Provided data >>
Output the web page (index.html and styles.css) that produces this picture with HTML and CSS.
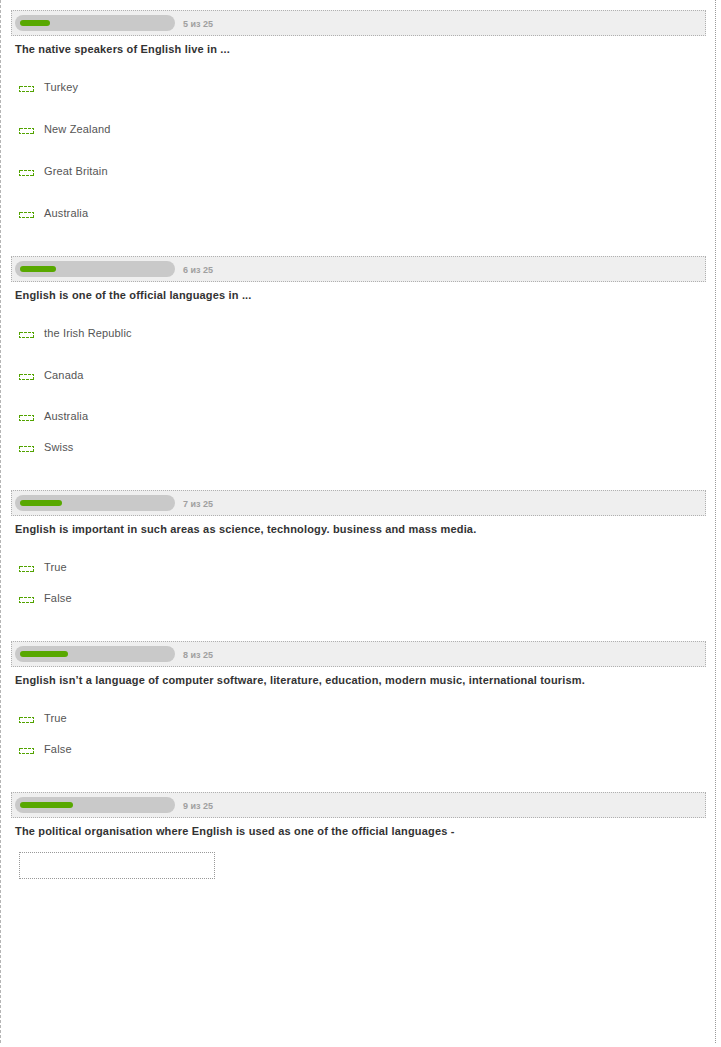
FILE: index.html
```html
<!DOCTYPE html>
<html lang="en">
<head>
<meta charset="utf-8">
<title>Test</title>
<link rel="stylesheet" href="styles.css">
</head>
<body>
<div class="page">

  <section class="task">
    <div class="task-head">
      <div class="track"><div class="fill" style="width:30px"></div></div>
      <span class="count">5 из 25</span>
    </div>
    <p class="question">The native speakers of English live in ...</p>
    <ul class="options">
      <li class="opt opt--spaced"><svg class="mark" viewBox="0 0 15 6" width="15" height="6"><rect x="0.5" y="0.5" width="14" height="5" fill="none" stroke="#52a300" stroke-width="1" stroke-dasharray="3 1" shape-rendering="crispEdges"/></svg><span>Turkey</span></li>
      <li class="opt opt--spaced"><svg class="mark" viewBox="0 0 15 6" width="15" height="6"><rect x="0.5" y="0.5" width="14" height="5" fill="none" stroke="#52a300" stroke-width="1" stroke-dasharray="3 1" shape-rendering="crispEdges"/></svg><span>New Zealand</span></li>
      <li class="opt opt--spaced"><svg class="mark" viewBox="0 0 15 6" width="15" height="6"><rect x="0.5" y="0.5" width="14" height="5" fill="none" stroke="#52a300" stroke-width="1" stroke-dasharray="3 1" shape-rendering="crispEdges"/></svg><span>Great Britain</span></li>
      <li class="opt"><svg class="mark" viewBox="0 0 15 6" width="15" height="6"><rect x="0.5" y="0.5" width="14" height="5" fill="none" stroke="#52a300" stroke-width="1" stroke-dasharray="3 1" shape-rendering="crispEdges"/></svg><span>Australia</span></li>
    </ul>
  </section>

  <section class="task">
    <div class="task-head">
      <div class="track"><div class="fill" style="width:36px"></div></div>
      <span class="count">6 из 25</span>
    </div>
    <p class="question">English is one of the official languages in ...</p>
    <ul class="options">
      <li class="opt opt--spaced"><svg class="mark" viewBox="0 0 15 6" width="15" height="6"><rect x="0.5" y="0.5" width="14" height="5" fill="none" stroke="#52a300" stroke-width="1" stroke-dasharray="3 1" shape-rendering="crispEdges"/></svg><span>the Irish Republic</span></li>
      <li class="opt opt--spaced opt--tight"><svg class="mark" viewBox="0 0 15 6" width="15" height="6"><rect x="0.5" y="0.5" width="14" height="5" fill="none" stroke="#52a300" stroke-width="1" stroke-dasharray="3 1" shape-rendering="crispEdges"/></svg><span>Canada</span></li>
      <li class="opt"><svg class="mark" viewBox="0 0 15 6" width="15" height="6"><rect x="0.5" y="0.5" width="14" height="5" fill="none" stroke="#52a300" stroke-width="1" stroke-dasharray="3 1" shape-rendering="crispEdges"/></svg><span>Australia</span></li>
      <li class="opt"><svg class="mark" viewBox="0 0 15 6" width="15" height="6"><rect x="0.5" y="0.5" width="14" height="5" fill="none" stroke="#52a300" stroke-width="1" stroke-dasharray="3 1" shape-rendering="crispEdges"/></svg><span>Swiss</span></li>
    </ul>
  </section>

  <section class="task">
    <div class="task-head">
      <div class="track"><div class="fill" style="width:42px"></div></div>
      <span class="count">7 из 25</span>
    </div>
    <p class="question">English is important in such areas as science, technology. business and mass media.</p>
    <ul class="options">
      <li class="opt"><svg class="mark" viewBox="0 0 15 6" width="15" height="6"><rect x="0.5" y="0.5" width="14" height="5" fill="none" stroke="#52a300" stroke-width="1" stroke-dasharray="3 1" shape-rendering="crispEdges"/></svg><span>True</span></li>
      <li class="opt"><svg class="mark" viewBox="0 0 15 6" width="15" height="6"><rect x="0.5" y="0.5" width="14" height="5" fill="none" stroke="#52a300" stroke-width="1" stroke-dasharray="3 1" shape-rendering="crispEdges"/></svg><span>False</span></li>
    </ul>
  </section>

  <section class="task">
    <div class="task-head">
      <div class="track"><div class="fill" style="width:48px"></div></div>
      <span class="count">8 из 25</span>
    </div>
    <p class="question">English isn’t a language of computer software, literature, education, modern music, international tourism.</p>
    <ul class="options">
      <li class="opt"><svg class="mark" viewBox="0 0 15 6" width="15" height="6"><rect x="0.5" y="0.5" width="14" height="5" fill="none" stroke="#52a300" stroke-width="1" stroke-dasharray="3 1" shape-rendering="crispEdges"/></svg><span>True</span></li>
      <li class="opt"><svg class="mark" viewBox="0 0 15 6" width="15" height="6"><rect x="0.5" y="0.5" width="14" height="5" fill="none" stroke="#52a300" stroke-width="1" stroke-dasharray="3 1" shape-rendering="crispEdges"/></svg><span>False</span></li>
    </ul>
  </section>

  <section class="task">
    <div class="task-head">
      <div class="track"><div class="fill" style="width:53px"></div></div>
      <span class="count">9 из 25</span>
    </div>
    <p class="question">The political organisation where English is used as one of the official languages -</p>
    <input class="answer" type="text" aria-label="Answer">
  </section>

</div>
</body>
</html>
```

FILE: styles.css
```css
* { box-sizing: border-box; }

html, body {
  margin: 0;
  padding: 0;
  background: #fff;
}

body {
  font-family: "Liberation Sans", Arial, sans-serif;
  color: #333;
}

.page {
  width: 716px;
  height: 1043px;
  border-left: 1px dashed #b5b5b5;
  border-right: 1px dotted #9a9a9a;
  padding: 10px 9px 0 10px;
}

.task {
  margin-bottom: 28px;
}

.task-head {
  display: flex;
  align-items: center;
  height: 26px;
  padding: 0 3px;
  background: #efefef;
  border: 1px dotted #b0b0b0;
}

.track {
  width: 160px;
  height: 16px;
  border-radius: 8px;
  background: #c9c9c9;
  display: flex;
  align-items: center;
  padding: 0 5px;
}

.fill {
  height: 6px;
  border-radius: 3px;
  background: #58a800;
}

.count {
  margin-left: 8px;
  font-size: 9px;
  font-weight: bold;
  color: #a0a0a0;
  padding-top: 2px;
}

.question {
  margin: 6px 0 0;
  padding-left: 4px;
  font-size: 11px;
  line-height: 14px;
  font-weight: bold;
  letter-spacing: 0.17px;
  color: #333;
}

.options {
  list-style: none;
  margin: 15px 0 0;
  padding: 0 0 0 8px;
}

.opt {
  display: flex;
  align-items: center;
  height: 31px;
  font-size: 11px;
  letter-spacing: 0.15px;
  color: #555;
}

.opt--spaced {
  height: 42px;
  padding-bottom: 11px;
}

.opt--tight {
  height: 41px;
  padding-bottom: 10px;
}

.mark {
  display: block;
  margin: 4px 10px 0 0;
  flex: none;
}

.answer {
  display: block;
  margin: 14px 0 0 8px;
  width: 196px;
  height: 27px;
  border: 1px dotted #999;
  background: #fff;
  padding: 0 4px;
  font: 11px "Liberation Sans", Arial, sans-serif;
  outline: none;
}
```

Goal >>
Repeat the data exactly, without the pictures.

Answer for the task >>
Output the web page (index.html and styles.css) that produces this picture with HTML and CSS.
FILE: index.html
```html
<!DOCTYPE html>
<html lang="en">
<head>
<meta charset="utf-8">
<title>Test</title>
<link rel="stylesheet" href="styles.css">
</head>
<body>
<div class="page">

  <section class="task">
    <div class="task-head">
      <div class="track"><div class="fill" style="width:30px"></div></div>
      <span class="count">5 из 25</span>
    </div>
    <p class="question">The native speakers of English live in ...</p>
    <ul class="options">
      <li class="opt opt--spaced"><svg class="mark" viewBox="0 0 15 6" width="15" height="6"><rect x="0.5" y="0.5" width="14" height="5" fill="none" stroke="#52a300" stroke-width="1" stroke-dasharray="3 1" shape-rendering="crispEdges"/></svg><span>Turkey</span></li>
      <li class="opt opt--spaced"><svg class="mark" viewBox="0 0 15 6" width="15" height="6"><rect x="0.5" y="0.5" width="14" height="5" fill="none" stroke="#52a300" stroke-width="1" stroke-dasharray="3 1" shape-rendering="crispEdges"/></svg><span>New Zealand</span></li>
      <li class="opt opt--spaced"><svg class="mark" viewBox="0 0 15 6" width="15" height="6"><rect x="0.5" y="0.5" width="14" height="5" fill="none" stroke="#52a300" stroke-width="1" stroke-dasharray="3 1" shape-rendering="crispEdges"/></svg><span>Great Britain</span></li>
      <li class="opt"><svg class="mark" viewBox="0 0 15 6" width="15" height="6"><rect x="0.5" y="0.5" width="14" height="5" fill="none" stroke="#52a300" stroke-width="1" stroke-dasharray="3 1" shape-rendering="crispEdges"/></svg><span>Australia</span></li>
    </ul>
  </section>

  <section class="task">
    <div class="task-head">
      <div class="track"><div class="fill" style="width:36px"></div></div>
      <span class="count">6 из 25</span>
    </div>
    <p class="question">English is one of the official languages in ...</p>
    <ul class="options">
      <li class="opt opt--spaced"><svg class="mark" viewBox="0 0 15 6" width="15" height="6"><rect x="0.5" y="0.5" width="14" height="5" fill="none" stroke="#52a300" stroke-width="1" stroke-dasharray="3 1" shape-rendering="crispEdges"/></svg><span>the Irish Republic</span></li>
      <li class="opt opt--spaced opt--tight"><svg class="mark" viewBox="0 0 15 6" width="15" height="6"><rect x="0.5" y="0.5" width="14" height="5" fill="none" stroke="#52a300" stroke-width="1" stroke-dasharray="3 1" shape-rendering="crispEdges"/></svg><span>Canada</span></li>
      <li class="opt"><svg class="mark" viewBox="0 0 15 6" width="15" height="6"><rect x="0.5" y="0.5" width="14" height="5" fill="none" stroke="#52a300" stroke-width="1" stroke-dasharray="3 1" shape-rendering="crispEdges"/></svg><span>Australia</span></li>
      <li class="opt"><svg class="mark" viewBox="0 0 15 6" width="15" height="6"><rect x="0.5" y="0.5" width="14" height="5" fill="none" stroke="#52a300" stroke-width="1" stroke-dasharray="3 1" shape-rendering="crispEdges"/></svg><span>Swiss</span></li>
    </ul>
  </section>

  <section class="task">
    <div class="task-head">
      <div class="track"><div class="fill" style="width:42px"></div></div>
      <span class="count">7 из 25</span>
    </div>
    <p class="question">English is important in such areas as science, technology. business and mass media.</p>
    <ul class="options">
      <li class="opt"><svg class="mark" viewBox="0 0 15 6" width="15" height="6"><rect x="0.5" y="0.5" width="14" height="5" fill="none" stroke="#52a300" stroke-width="1" stroke-dasharray="3 1" shape-rendering="crispEdges"/></svg><span>True</span></li>
      <li class="opt"><svg class="mark" viewBox="0 0 15 6" width="15" height="6"><rect x="0.5" y="0.5" width="14" height="5" fill="none" stroke="#52a300" stroke-width="1" stroke-dasharray="3 1" shape-rendering="crispEdges"/></svg><span>False</span></li>
    </ul>
  </section>

  <section class="task">
    <div class="task-head">
      <div class="track"><div class="fill" style="width:48px"></div></div>
      <span class="count">8 из 25</span>
    </div>
    <p class="question">English isn’t a language of computer software, literature, education, modern music, international tourism.</p>
    <ul class="options">
      <li class="opt"><svg class="mark" viewBox="0 0 15 6" width="15" height="6"><rect x="0.5" y="0.5" width="14" height="5" fill="none" stroke="#52a300" stroke-width="1" stroke-dasharray="3 1" shape-rendering="crispEdges"/></svg><span>True</span></li>
      <li class="opt"><svg class="mark" viewBox="0 0 15 6" width="15" height="6"><rect x="0.5" y="0.5" width="14" height="5" fill="none" stroke="#52a300" stroke-width="1" stroke-dasharray="3 1" shape-rendering="crispEdges"/></svg><span>False</span></li>
    </ul>
  </section>

  <section class="task">
    <div class="task-head">
      <div class="track"><div class="fill" style="width:53px"></div></div>
      <span class="count">9 из 25</span>
    </div>
    <p class="question">The political organisation where English is used as one of the official languages -</p>
    <input class="answer" type="text" aria-label="Answer">
  </section>

</div>
</body>
</html>
```

FILE: styles.css
```css
* { box-sizing: border-box; }

html, body {
  margin: 0;
  padding: 0;
  background: #fff;
}

body {
  font-family: "Liberation Sans", Arial, sans-serif;
  color: #333;
}

.page {
  width: 716px;
  height: 1043px;
  border-left: 1px dashed #b5b5b5;
  border-right: 1px dotted #9a9a9a;
  padding: 10px 9px 0 10px;
}

.task {
  margin-bottom: 28px;
}

.task-head {
  display: flex;
  align-items: center;
  height: 26px;
  padding: 0 3px;
  background: #efefef;
  border: 1px dotted #b0b0b0;
}

.track {
  width: 160px;
  height: 16px;
  border-radius: 8px;
  background: #c9c9c9;
  display: flex;
  align-items: center;
  padding: 0 5px;
}

.fill {
  height: 6px;
  border-radius: 3px;
  background: #58a800;
}

.count {
  margin-left: 8px;
  font-size: 9px;
  font-weight: bold;
  color: #a0a0a0;
  padding-top: 2px;
}

.question {
  margin: 6px 0 0;
  padding-left: 4px;
  font-size: 11px;
  line-height: 14px;
  font-weight: bold;
  letter-spacing: 0.17px;
  color: #333;
}

.options {
  list-style: none;
  margin: 15px 0 0;
  padding: 0 0 0 8px;
}

.opt {
  display: flex;
  align-items: center;
  height: 31px;
  font-size: 11px;
  letter-spacing: 0.15px;
  color: #555;
}

.opt--spaced {
  height: 42px;
  padding-bottom: 11px;
}

.opt--tight {
  height: 41px;
  padding-bottom: 10px;
}

.mark {
  display: block;
  margin: 4px 10px 0 0;
  flex: none;
}

.answer {
  display: block;
  margin: 14px 0 0 8px;
  width: 196px;
  height: 27px;
  border: 1px dotted #999;
  background: #fff;
  padding: 0 4px;
  font: 11px "Liberation Sans", Arial, sans-serif;
  outline: none;
}
```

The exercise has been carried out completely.